Chapter 5. Handling Transaction Manager Exceptions

5.1. Debugging a Timed-out Transaction

There can be many reasons for a transaction timeout, such as:

  • Slow server performance
  • Thread is stuck waiting for something or hangs up
  • Thread needs more than the configured transaction timeout time to complete the processing

You can look at the logs for following error message to identify a timed-out transaction:

WARN ARJUNA012117 "TransactionReaper::check timeout for TX {0} in state {1}"

where {0} is the Uid of the transaction and {1} is the transaction manager’s view of the state {1} of the timed-out transaction.

Transaction Manager provides the following options to debug the transaction timeouts:

  • You can configure timeout values for transactions to control the transaction lifetimes. The transactions subsystem rolls back the transaction if the timeout value elapses before a transaction terminates because of committing or rolling back.
  • You can use the setTransactionTimeout method of the XAResource interface to propagate the current transaction to the resource manager. If supported, this operation overrides any default timeout associated with the resource manager. Overriding the timeout is useful in situations like the following:

    • when long-running transactions have lifetimes that exceed the default
    • when using the default timeout might cause the resource manager to roll back before the transaction terminates, causing the transaction to roll back as well.
  • If you do not specify a timeout value or use a value of 0, transaction manager uses an implementation-specific default value. In JBoss EAP transaction manager, the CoordinatorEnvironmentBean.defaultTimeout property represents this implementation-specific default value. The default value is 300 seconds. A value of 0 disables the default transaction timeouts.

    You can modify the default transaction timeout using the following management CLI command:

    /subsystem=transactions:write-attribute(name=default-timeout,value=VALUE)

    When running in a managed domain, you must specify which profile to update by preceding the command with /profile=PROFILE_NAME

  • JBoss EAP Transaction Manager supports an all-or-nothing approach to call the setTransactionTimeout method on the XAResource instances. You can set the JTAEnvironmentBean.xaTransactionTimeoutEnabled property to true, which is the default, to call the method on all the instances.
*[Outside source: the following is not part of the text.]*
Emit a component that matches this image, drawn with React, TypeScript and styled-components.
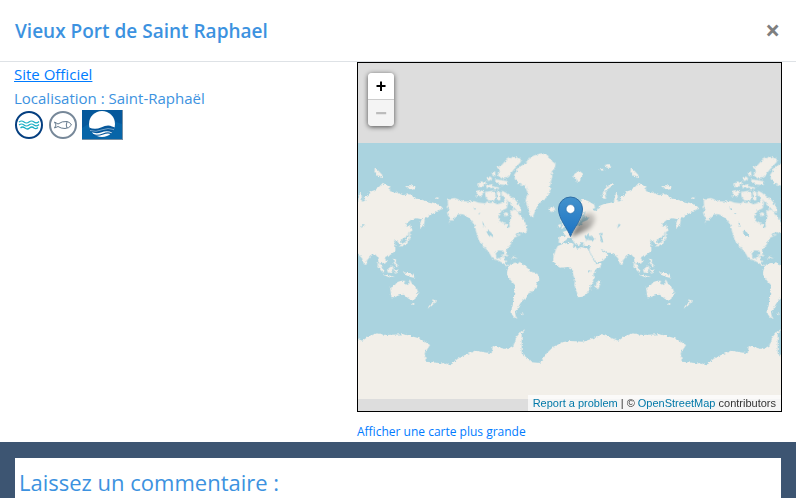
import React from "react";
import styled, { createGlobalStyle } from "styled-components";

const GlobalStyle = createGlobalStyle`
  *, *::before, *::after { box-sizing: border-box; }
  html, body, #root { height: 100%; }
  body {
    margin: 0;
    background: #ffffff;
    color: #3c92e0;
    font-family: "Segoe UI", "Open Sans", "Noto Sans", sans-serif;
    font-size: 15px;
    line-height: 24px;
  }
`;

const Page = styled.main`
  display: flex;
  flex-direction: column;
  min-height: 100%;
`;

const Header = styled.header`
  display: flex;
  align-items: center;
  justify-content: space-between;
  padding: 16px 16px 15px 15px;
  border-bottom: 1px solid #dee2e6;
`;

const Title = styled.h5`
  margin: 0;
  font-size: 19px;
  font-weight: 600;
  line-height: 30px;
`;

const CloseButton = styled.button`
  padding: 0 0 2px;
  border: 0;
  background: none;
  color: #7f7f7f;
  font: 700 26px/28px "Open Sans", sans-serif;
  cursor: pointer;
`;

const Content = styled.section`
  display: grid;
  grid-template-columns: 343fr 425fr;
  padding: 0 14px;
`;

const Details = styled.div`
  display: flex;
  flex-direction: column;
  align-items: flex-start;
`;

const SiteLink = styled.a`
  color: #007bff;
  text-decoration: underline;
`;

const Location = styled.p`
  margin: 0;
`;

const Badges = styled.div`
  display: flex;
  gap: 4px;
  svg { display: block; }
`;

const MapColumn = styled.div`
  display: flex;
  flex-direction: column;
`;

const MapFrame = styled.div`
  position: relative;
  height: 350px;
  border: 1px solid #000000;
  background: #dddddd;
  overflow: hidden;
`;

const WorldMap = styled.svg`
  display: block;
  width: 100%;
  height: 100%;
`;

const ZoomControl = styled.div`
  position: absolute;
  top: 10px;
  left: 10px;
  display: flex;
  flex-direction: column;
  width: 26px;
  border-radius: 4px;
  box-shadow: 0 1px 5px rgba(0, 0, 0, 0.65);
`;

const ZoomButton = styled.button<{ $end?: boolean }>`
  height: ${(p) => (p.$end ? "26px" : "27px")};
  padding: 0;
  border: 0;
  border-bottom: ${(p) => (p.$end ? "0" : "1px solid #cccccc")};
  border-radius: ${(p) => (p.$end ? "0 0 4px 4px" : "4px 4px 0 0")};
  background: ${(p) => (p.$end ? "#f4f4f4" : "#ffffff")};
  color: ${(p) => (p.$end ? "#bbbbbb" : "#000000")};
  font: bold ${(p) => (p.$end ? "20px" : "18px")}/26px "Liberation Sans", Arial, sans-serif;
`;

const Attribution = styled.div`
  position: absolute;
  right: 0;
  bottom: 0;
  padding: 0 5px;
  background: rgba(255, 255, 255, 0.7);
  color: #333333;
  font: 11px/16px "Liberation Sans", Arial, sans-serif;
  white-space: nowrap;
  a { color: #0078a8; text-decoration: none; }
`;

const LargerMap = styled.a`
  align-self: flex-start;
  margin: 12px 0 2px;
  color: #007bff;
  font-size: 12px;
  line-height: 16px;
  text-decoration: none;
`;

const Footer = styled.section`
  flex: 1;
  display: flex;
  padding: 16px 15px 0;
  background: #3d5572;
`;

const CommentPanel = styled.div`
  flex: 1;
  padding: 8px 4px 0;
  background: #ffffff;
`;

const CommentTitle = styled.h4`
  margin: 0;
  font-size: 22px;
  font-weight: 400;
  line-height: 32px;
`;

const closed = (d: string) => <path d={`M${d}Z`} />;

/* The land of one Web-Mercator world, drawn on a 768-unit square. */
const WorldTile = () => (
  <symbol id="world" viewBox="0 0 768 768" overflow="visible">
    <g fill="#f2efe9" filter="url(#coast)">
      <g transform="translate(-9 -9)">
        {closed("38 180 52 175 60 174 75 180 95 185 118 183 130 188 150 190 158 184 165 189 175 186 185 192 198 190 205 186 212 175 219 190 215 205 200 212 190 230 193 242 205 250 215 252 218 263 224 262 223 245 230 230 225 215 235 207 245 212 252 224 262 230 270 248 276 264 275 275 268 280 255 276 240 284 248 288 250 282 258 284 238 293 230 305 228 312 219 323 213 332 215 343 209 342 204 332 190 331 182 338 184 352 195 356 203 350 208 347 205 360 212 362 213 372 220 376 226 373 218 379 205 370 190 362 172 355 165 342 148 319 151 332 140 308 133 305 128 292 122 270 118 255 108 240 95 228 82 222 68 224 55 236 40 250 48 236 40 228 36 218 45 205 34 203 39 195")}
        {closed("200 152 212 158 225 168 240 178 255 198 258 215 250 216 240 206 232 196 222 186 210 175 200 167")}
        {closed("150 156 162 154 175 152 182 165 178 182 160 181 152 171")}
        {closed("125 152 138 150 148 158 140 167 126 170")}
        {closed("185 155 197 156 196 180 188 182")}
        {closed("200 75 215 58 235 50 255 55 258 65 245 80 235 90 225 104 212 115 200 116 188 106 195 92 186 82")}
        {closed("180 118 200 120 218 124 218 135 198 134 182 128")}
        {closed("155 112 166 110 172 116 160 124")}
        {closed("130 130 146 124 154 130 142 138 132 142")}
        {closed("152 136 172 133 176 143 156 144")}
        {closed("175 140 192 142 190 149 176 147")}
        {closed("170 98 180 94 182 108 174 108")}
        {closed("205 220 216 217 222 225 210 229")}
        {closed("237 105 250 85 262 75 275 68 285 52 300 45 320 40 338 45 345 58 362 72 358 85 350 95 352 110 345 135 345 155 335 172 322 182 308 195 300 215 293 231 285 225 278 205 272 180 278 160 270 137 250 131 240 118")}
        {closed("340 206 348 203 357 203 361 209 350 216 342 212")}
        {closed("196 346 208 342 222 347 216 349")}
        {closed("226 352 238 351 246 354 236 356")}
      </g>
      <g transform="translate(-9 261)">
        {closed("218 118 226 103 240 98 258 100 270 108 282 118 285 125 300 128 315 137 313 148 305 160 303 172 295 183 280 190 275 202 262 212 255 222 248 235 240 245 242 258 248 265 238 263 230 252 230 235 235 215 238 190 240 165 228 152 218 138 216 128")}
        {closed("260 250 267 251 264 255 260 254")}
      </g>
      <g transform="translate(324 81)">
        {closed("29 240 35 228 52 221 72 218 83 221 81 230 95 236 105 231 125 236 132 250 141 268 150 283 167 279 162 292 147 302 142 312 145 330 134 345 132 358 122 372 110 380 97 382 92 365 85 345 87 330 80 310 80 298 67 291 42 293 32 287 22 273 22 262")}
        {closed("152 337 161 329 164 338 157 357 151 358 149 350")}
        {closed("38 218 40 200 58 201 50 186 60 182 70 172 80 166 90 168 105 165 110 156 125 150 130 142 118 143 115 135 120 122 108 135 106 150 98 160 92 146 82 151 79 138 88 120 98 100 108 88 125 92 145 104 147 115 135 118 150 124 160 108 174 102 190 99 204 96 207 72 214 68 216 95 226 92 222 82 235 78 240 65 255 60 270 48 278 38 290 46 299 50 300 64 320 68 340 76 360 72 375 85 400 91 430 98 450 105 460 117 448 119 435 128 420 135 405 145 402 165 392 178 388 165 396 148 380 145 365 148 350 160 348 169 360 171 358 185 348 200 332 209 335 222 326 223 322 210 312 212 316 225 316 242 304 253 287 260 284 264 291 274 284 282 274 275 270 279 279 293 272 289 265 275 262 260 254 252 242 258 232 270 228 285 222 283 216 265 207 256 195 248 182 248 172 240 164 236 173 247 186 254 174 269 152 278 140 260 130 242 132 228 120 228 110 226 114 218 105 216 99 229 92 219 84 206 94 218 91 225 83 216 76 203 68 203 60 210 50 219")}
        {closed("45 148 51 150 53 162 60 172 48 178 51 167")}
        {closed("37 164 45 162 44 173 36 174")}
        {closed("85 12 100 2 112 12 107 20 100 35 94 38 89 24 82 20")}
        {closed("202 39 190 44 176 57 168 74 169 85 180 87 176 73 187 56 204 43")}
      </g>
      <g transform="translate(366 -264)">
        {closed("114 344 126 341 136 342 128 347")}
        {closed("134 330 146 327 155 338 140 338")}
        {closed("213 338 221 345 235 360 233 370 219 361 211 350")}
        {closed("308 392 320 390 335 398 318 403 309 399")}
        {closed("396 427 405 428 402 432 396 431")}
      </g>
      <g transform="translate(366 261)">
        {closed("218 95 228 104 240 122 238 129 226 116")}
        {closed("238 131 262 138 272 141 260 143 240 136")}
        {closed("249 119 258 112 264 106 269 116 263 129 252 128")}
        {closed("271 117 280 118 277 131 272 130")}
        {closed("268 86 275 87 275 98 284 108 280 113 270 100")}
        {closed("297 125 308 129 320 129 333 144 322 142 306 136")}
        {closed("306 26 314 20 316 -3 323 -4 325 3 318 5 318 25 309 42 296 45 291 51 288 46 298 39 310 34")}
        {closed("316 -20 321 -10 318 4 314 0")}
        {closed("258 175 270 168 280 156 292 152 303 152 301 159 312 166 317 148 325 162 338 175 342 185 338 202 328 212 315 207 308 201 300 194 285 196 272 202 262 202 261 190")}
        {closed("324 220 331 219 330 225 326 225")}
        {closed("389 207 396 212 389 222 380 230 372 236 375 227 388 217")}
      </g>
      <g transform="translate(-264 261)">
        {closed("263 398 265 398 298 404 330 382 375 362 425 370 428 348 470 358 490 347 500 320 512 305 526 297 515 312 515 370 545 397 570 399 590 370 610 350 640 336 660 333 700 335 730 325 755 312 775 320 805 332 825 318 850 310 875 315 930 313 975 325 1008 345 992 370 995 395 1034 399 1060 404 1060 507 263 507")}
      </g>
    </g>
    <g fill="#aad3df" filter="url(#coast)">
      <path d="M440 278L450 273 458 279 470 287 466 293 442 290ZM482 270L495 270 492 280 496 298 486 297 488 286ZM536 253L546 242 548 246Z" />
      <path d="M143 268L152 263 160 269 166 281 160 282 151 274ZM133 239L137 240 140 252 136 250ZM107 192L114 196 108 200ZM121 209L128 212 122 214Z" />
      <path d="M454 379L450 383 454 389 458 384Z" />
    </g>
  </symbol>
);

const MapDrawing = () => (
  <WorldMap viewBox="0 0 423 348" preserveAspectRatio="xMidYMid slice" role="img" aria-label="Carte du monde">
    <defs>
      <filter id="coast" x="-5%" y="-5%" width="110%" height="110%">
        <feTurbulence type="fractalNoise" baseFrequency="0.12" numOctaves="3" seed="4" result="noise" />
        <feDisplacementMap in="SourceGraphic" in2="noise" scale="10" xChannelSelector="R" yChannelSelector="G" />
      </filter>
      <linearGradient id="pin" x1="0" y1="0" x2="0" y2="1">
        <stop offset="0" stopColor="#4392cc" />
        <stop offset="1" stopColor="#1c73c4" />
      </linearGradient>
      <linearGradient id="shade" x1="0" y1="1" x2="1" y2="0">
        <stop offset="0" stopColor="#000" stopOpacity="0.6" />
        <stop offset="1" stopColor="#000" stopOpacity="0.1" />
      </linearGradient>
      <filter id="soft" x="-30%" y="-30%" width="160%" height="160%">
        <feGaussianBlur stdDeviation="2" />
      </filter>
      <clipPath id="worldBand">
        <rect x="-10" y="80" width="443" height="256" />
      </clipPath>
      <WorldTile />
    </defs>
    <g clipPath="url(#worldBand)">
      <rect x="-10" y="80" width="443" height="256" fill="#aad3df" />
      {[-176, 80, 336].map((x) => (
        <use key={x} href="#world" x={x} y="80" width="256" height="256" />
      ))}
      <rect x="-10" y="326" width="443" height="10" fill="#f2efe9" />
    </g>
    <path d="M213 174L221 157Q228 147 236 151Q240 158 231 166Z" fill="url(#shade)" filter="url(#soft)" />
    <path
      d="M212.500 173.500C210 166 200.500 156 200.500 146A12 12 0 0 1 224.500 146C224.500 156 215 166 212.500 173.500Z"
      fill="url(#pin)"
      stroke="#2e6da4"
    />
    <circle cx="212.500" cy="146" r="4.400" fill="#fff" stroke="#2a6aa3" strokeWidth="0.600" />
  </WorldMap>
);

const BathingBadge = () => (
  <svg width="30" height="30" viewBox="0 0 30 30" role="img" aria-label="Baignade">
    <circle cx="15" cy="15" r="13" fill="#fff" stroke="#053f80" strokeWidth="2" />
    <g fill="none" stroke="#18afc4" strokeWidth="1.200">
      <path d="M5 12q2.500-2 5 0q2.500 2 5 0q2.500-2 5 0q2.500 2 5-0.500" />
      <path d="M5 15q2.500-2 5 0q2.500 2 5 0q2.500-2 5 0q2.500 2 5-0.500" />
      <path d="M6.500 18q2-2 4.500 0q2.500 2 4.500 0q2.500-2 4.500 0q2 1.500 4-0.500" />
    </g>
  </svg>
);

const FishingBadge = () => (
  <svg width="30" height="30" viewBox="0 0 30 30" role="img" aria-label="Pêche">
    <circle cx="15" cy="15" r="13" fill="#fff" stroke="#778899" strokeWidth="2" />
    <path d="M6.500 12L10 14Q14 11 19 11.500Q22 12 23.500 15Q21 18.500 17 18.500Q13 18.500 10 16.500L6.500 18L8 15ZM19 12Q17.500 15 19 18" fill="none" stroke="#64798c" />
  </svg>
);

const BlueFlagBadge = () => (
  <svg width="41" height="30" viewBox="0 0 41 30" role="img" aria-label="Pavillon bleu">
    <rect width="41" height="30" fill="#7690a5" />
    <rect width="40" height="29" fill="#05589b" />
    <path d="M0 18Q20 5 40 14V29H0Z" fill="#0765a8" />
    <circle cx="20" cy="14" r="13" fill="#fff" />
    <path d="M7 17.500Q13 20 19 17.500Q26 14 30 16.500L33 17.500Q32 21 30 22.500Q25 20 19 22.500Q14 24 9 22Z" fill="#07589b" />
    <g fill="none">
      <path d="M8 20.500Q14 22.500 20 19.800Q26 17.500 32 19.500" stroke="#8fb6d4" strokeWidth="0.800" />
      <path d="M11 24.800Q16 26 21 24T29 23.600" stroke="#07589b" strokeWidth="1.200" />
    </g>
  </svg>
);

export default function App() {
  return (
    <>
      <GlobalStyle />
      <Page>
        <Header>
          <Title>Vieux Port de Saint Raphael</Title>
          <CloseButton type="button" aria-label="Fermer">×</CloseButton>
        </Header>
        <Content>
          <Details>
            <SiteLink href="#site">Site Officiel</SiteLink>
            <Location>Localisation : Saint-Raphaël</Location>
            <Badges>
              <BathingBadge />
              <FishingBadge />
              <BlueFlagBadge />
            </Badges>
          </Details>
          <MapColumn>
            <MapFrame>
              <MapDrawing />
              <ZoomControl>
                <ZoomButton type="button" aria-label="Zoom avant">+</ZoomButton>
                <ZoomButton type="button" aria-label="Zoom arrière" disabled $end>−</ZoomButton>
              </ZoomControl>
              <Attribution>
                <a href="#report">Report a problem</a> | © <a href="#osm">OpenStreetMap</a> contributors
              </Attribution>
            </MapFrame>
            <LargerMap href="#carte">Afficher une carte plus grande</LargerMap>
          </MapColumn>
        </Content>
        <Footer>
          <CommentPanel>
            <CommentTitle>Laissez un commentaire :</CommentTitle>
          </CommentPanel>
        </Footer>
      </Page>
    </>
  );
}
Otherwise, you can use the setXATransactionTimeoutEnabled method of the com.arjuna.ats.jta.common.JTAEnvironmentBean class to disable timeout and specify them on a per-transaction basis.

5.2. Migrating Logs to a New JBoss EAP Server

Prerequisites

Ensure that the transactions subsystem is configured identically between the old and the new JBoss EAP. An identical configuration, which includes the list of Jakarta Transactions datasources, is required because any logs that need to be recovered must contact the datasources.
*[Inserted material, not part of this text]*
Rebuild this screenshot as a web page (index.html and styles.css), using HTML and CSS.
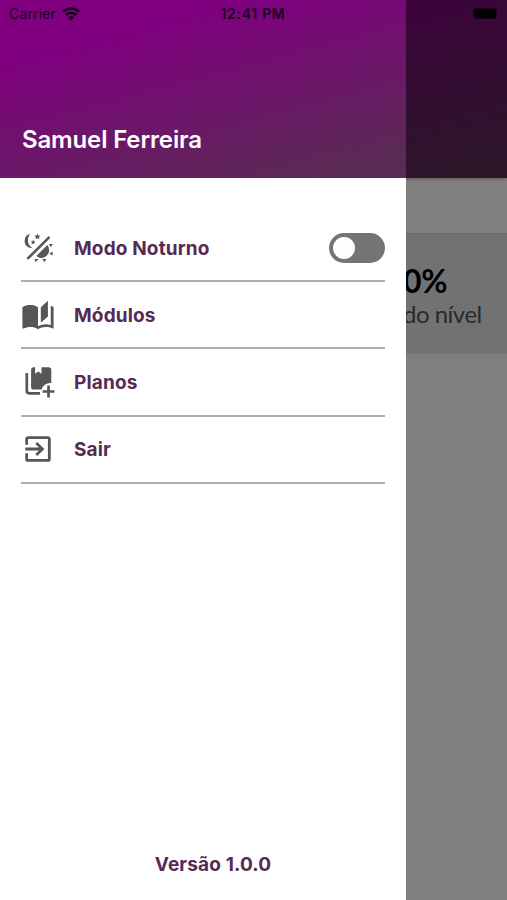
FILE: index.html
```html
<!DOCTYPE html>
<html lang="pt-BR">
<head>
    <meta charset="UTF-8">
    <meta name="viewport" content="width=device-width, initial-scale=1.0">
    <title>Menu</title>
    <link rel="stylesheet" href="styles.css">
</head>
<body>
    <!-- Tela por trás do menu -->
    <main class="screen">
        <div class="screen-header"></div>
        <section class="level-card">
            <strong>0%</strong>
            <span>do nível</span>
        </section>
    </main>
    <div class="overlay"></div>

    <aside class="drawer">
        <header class="drawer-header">
            <h1>Samuel Ferreira</h1>
        </header>
        <ul class="menu">
            <li>
                <svg class="icon" viewBox="0 0 34 34">
                    <path d="M9.3 2.8A7.4 7.4 0 0 0 3.6 10C3.6 14.6 7.2 17.4 11.4 16.9C8.4 15.4 6.9 12.8 6.9 9.8C6.9 7 7.8 4.6 9.3 2.8Z"/>
                    <path d="M16.4 2.6l.9 1.9 2.1.3-1.5 1.4.4 2.1-1.9-1-1.9 1 .4-2.1-1.5-1.4 2.1-.3zM12.1 8.8l.7 1.4 1.6.3-1.1 1.1.2 1.6-1.4-.8-1.4.8.2-1.6-1.1-1.1 1.6-.3z"/>
                    <path d="M7.2 27.2L27.8 6.6" fill="none" stroke="#575757" stroke-width="2.6" stroke-linecap="round"/>
                    <path d="M15.3 25L26.3 14A7.8 7.8 0 0 1 15.3 25Z"/>
                    <path d="M27.8 13h4l-2 3.2zM31.6 20.4v4l-3.4-2zM21.3 28h4l-2 3.3zM13.7 28h4l-3.4 3.3z"/>
                </svg>
                <span>Modo Noturno</span>
                <button class="switch" type="button" aria-label="Modo Noturno"></button>
            </li>
            <li>
                <svg class="icon" viewBox="0 0 24 24">
                    <path d="M19 2L14 6.5V17.5L19 13V2M6.5 5C4.55 5 2.45 5.4 1 6.5V21.16C1 21.41 1.25 21.66 1.5 21.66C1.6 21.66 1.65 21.59 1.75 21.59C3.1 20.94 5.05 20.5 6.5 20.5C8.45 20.5 10.55 20.9 12 22C13.35 21.15 15.8 20.5 17.5 20.5C19.15 20.5 20.85 20.81 22.25 21.56C22.35 21.61 22.4 21.59 22.5 21.59C22.75 21.59 23 21.34 23 21.09V6.5C22.4 6.05 21.75 5.75 21 5.5V19C19.9 18.65 18.7 18.5 17.5 18.5C15.8 18.5 13.35 19.15 12 20V6.5C10.55 5.4 8.45 5 6.5 5Z"/>
                </svg>
                <span>Módulos</span>
            </li>
            <li>
                <svg class="icon" viewBox="0 0 34 34">
                    <path d="M5.8 8V25.8a2.5 2.5 0 0 0 2.5 2.5H19" fill="none" stroke="#575757" stroke-width="2.7"/>
                    <path d="M12.7 2.3h1.4v6.4l3.2-2.2 3.2 2.2v-6.4h7.2a2.6 2.6 0 0 1 2.6 2.6v13.1a8.6 8.6 0 0 0-9.7 6.6h-7.9a2.6 2.6 0 0 1-2.6-2.6V4.9a2.6 2.6 0 0 1 2.6-2.6z"/>
                    <path d="M27.5 20.6v11.8M21.6 26.5h11.8" fill="none" stroke="#575757" stroke-width="2.7"/>
                </svg>
                <span>Planos</span>
            </li>
            <li>
                <svg class="icon" viewBox="0 0 24 24">
                    <path d="M19,3H5C3.89,3 3,3.89 3,5V9H5V5H19V19H5V15H3V19A2,2 0 0,0 5,21H19A2,2 0 0,0 21,19V5C21,3.89 20.1,3 19,3M10.08,15.58L11.5,17L16.5,12L11.5,7L10.08,8.41L12.67,11H3V13H12.67L10.08,15.58Z"/>
                </svg>
                <span>Sair</span>
            </li>
        </ul>
        <footer class="version">Versão 1.0.0</footer>
    </aside>

    <!-- Barra de status -->
    <div class="status-bar">
        <div class="carrier">
            <span>Carrier</span>
            <svg class="wifi" viewBox="0 0 18 14" fill="none" stroke="#16001a" stroke-width="2.6">
                <path d="M1 4.8a11.4 11.4 0 0 1 16 0M3.8 8a7.4 7.4 0 0 1 10.4 0"/>
                <path d="M9 13.6L5.9 10.4a4.4 4.4 0 0 1 6.2 0z" fill="#16001a" stroke="none"/>
            </svg>
        </div>
        <span class="clock">12:41 PM</span>
        <div class="battery"></div>
    </div>
</body>
</html>
```

FILE: styles.css
```css
body {
    margin: 0;
    height: 900px;
    position: relative;
    overflow: hidden;
    font-family: 'Inter', sans-serif;
    background: #fff;
}

.screen-header,
.drawer-header {
    height: 178px;
    box-sizing: border-box;
    background: linear-gradient(165deg, #800080 22%, #592b53 92%);
}

.screen-header {
    margin-bottom: 55px;
    box-shadow: 0 1px 3px rgba(0, 0, 0, 0.3);
}

.level-card {
    height: 121px;
    box-sizing: border-box;
    padding: 28px 25px 0 403px;
    background: #e4e4e4;
    border-top: 1px solid #d8d8d8;
    border-bottom: 1px solid #ececec;
    font-family: 'Lato', sans-serif;
    white-space: nowrap;
}

.level-card strong {
    display: block;
    font-size: 32px;
    line-height: 38px;
    letter-spacing: -0.3px;
}

.level-card span {
    display: block;
    color: #555;
    font-size: 24px;
    line-height: 28px;
    letter-spacing: -0.5px;
}

.overlay {
    position: absolute;
    inset: 0;
    background: rgba(0, 0, 0, 0.5);
}

.drawer {
    position: absolute;
    top: 0;
    bottom: 0;
    left: 0;
    width: 406px;
    display: flex;
    flex-direction: column;
    background: #fff;
}

.drawer-header {
    padding: 124px 22px 0;
}

h1 {
    margin: 0;
    color: #fff;
    font-size: 24px;
    font-weight: 600;
    line-height: 31px;
    letter-spacing: -0.15px;
}

.menu {
    flex: 1;
    margin: 0;
    padding: 37px 21px 0;
    list-style: none;
}

.menu li {
    height: 67.2px;
    box-sizing: border-box;
    display: flex;
    align-items: center;
    border-bottom: 2px solid #afafaf;
}

.menu span,
.version {
    color: #562a52;
    font-size: 19px;
    font-weight: 650;
    letter-spacing: 0.15px;
}

.menu span {
    flex: 1;
    margin-left: 19px;
    padding-top: 1px;
}

.icon {
    width: 34px;
    height: 34px;
    fill: #575757;
}

.switch {
    width: 56px;
    height: 30px;
    padding: 4px;
    border: none;
    border-radius: 15px;
    background: #747474;
}

.switch::before {
    content: '';
    display: block;
    width: 22px;
    height: 22px;
    border-radius: 50%;
    background: #fff;
}

.version {
    padding: 0 0 23px 20px;
    text-align: center;
    line-height: 24px;
}

.status-bar {
    position: absolute;
    top: 0;
    left: 0;
    right: 0;
    height: 27px;
    padding: 0 10px 0 9px;
    display: grid;
    grid-template-columns: 1fr auto 1fr;
    align-items: center;
    color: #1b0020;
    font-size: 14px;
}

.carrier {
    display: flex;
    align-items: center;
    gap: 6px;
    letter-spacing: 0.15px;
}

.wifi {
    width: 18px;
    height: 14px;
}

.clock {
    font-weight: 600;
    letter-spacing: 0.7px;
}

.battery {
    justify-self: end;
    width: 22px;
    height: 9px;
    border: 1px solid #210022;
    border-radius: 3px;
    background: #000;
}
```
5.2.1. Migrating the File-based Log Storage

To migrate the transaction manager logs to a new JBoss EAP server, you can copy the logs to the new JBoss EAP server.

You can use the following commands to copy the file-based logs:

  1. Browse to your EAP_HOME directory.
  2. Create an archive of the logs using the following command:

    $ tar -cf logs.tar ./standalone/data/tx-object-store
  3. Extract the archived logs to the new EAP_HOME directory using the following command:

    $ tar -xf logs.tar -C NEW_EAP_HOME

5.2.2. Migrating the JDBC Store-based Log Storage

  • You can configure the new JBoss EAP server to use the old database and tables as described in Using a JDBC as a Transactions Object Store.
  • Alternatively, you can determine the database and the tables used for the transaction logs. Then, you can use an SQL tool to back up the tables and restore them to the new database.

    Note

    You can find an SQL query tool in the h2 JAR file shipped with JBoss EAP.

5.3. Enabling XTS on JBoss EAP

XML Transaction Service (XTS) component of the transaction manager supports the coordination of private and public web services in a business transaction. XTS provides WS-AT and WS-BA support for web services hosted on the JBoss EAP server. It is an optional subsystem, which can be enabled using the standalone-xts.xml configuration.

Starting JBoss EAP Server with XTS Enabled

  1. Change to the JBoss EAP server directory:

    cd $EAP_HOME
  2. Copy the example XTS configuration file into the /configuration directory:

    cp docs/examples/configs/standalone-xts.xml standalone/configuration
  3. Start the JBoss EAP server, specifying the xts configuration:

    Linux:

    bin/standalone.sh --server-config=standalone-xts.xml

    Windows:

    bin\standalone.bat --server-config=standalone-xts.xml

5.4. Clearing Up Expired Transactions

The following properties allow you to clear up the expired transactions:

ExpiryEntryMonitor

When the Recovery Manager initializes an expiry scanner thread, the ExpiryEntryMonitor object is created, which is used to remove dead items from the object store. A number of scanner modules are loaded dynamically, which removes the dead items for a particular type.

You can configure the scanner modules in the properties file using the RecoveryEnvironmentBean.expiryScanners system property. The scanner modules are loaded at the time of initialization.

$ EAP_HOME/bin/standalone.sh -DRecoveryEnvironmentBean.expiryScanners=CLASSNAME1,CLASSNAME2
expiryScanInterval

All the scanner modules are called periodically to scan for dead items by the ExpiryEntryMonitor thread. You can configure this period, in hours, using the expiryScanInterval system property, as shown in the example below:

$ EAP_HOME/bin/standalone.sh -DRecoveryEnvironmentBean.expiryScanInterval=EXPIRY_SCAN_INTERVAL

All scanner modules inherit the same behavior from the ExpiryScanner interface. This interface provides a scan method that is implemented by all the scanner modules, including the following. The scanner thread calls this scan method.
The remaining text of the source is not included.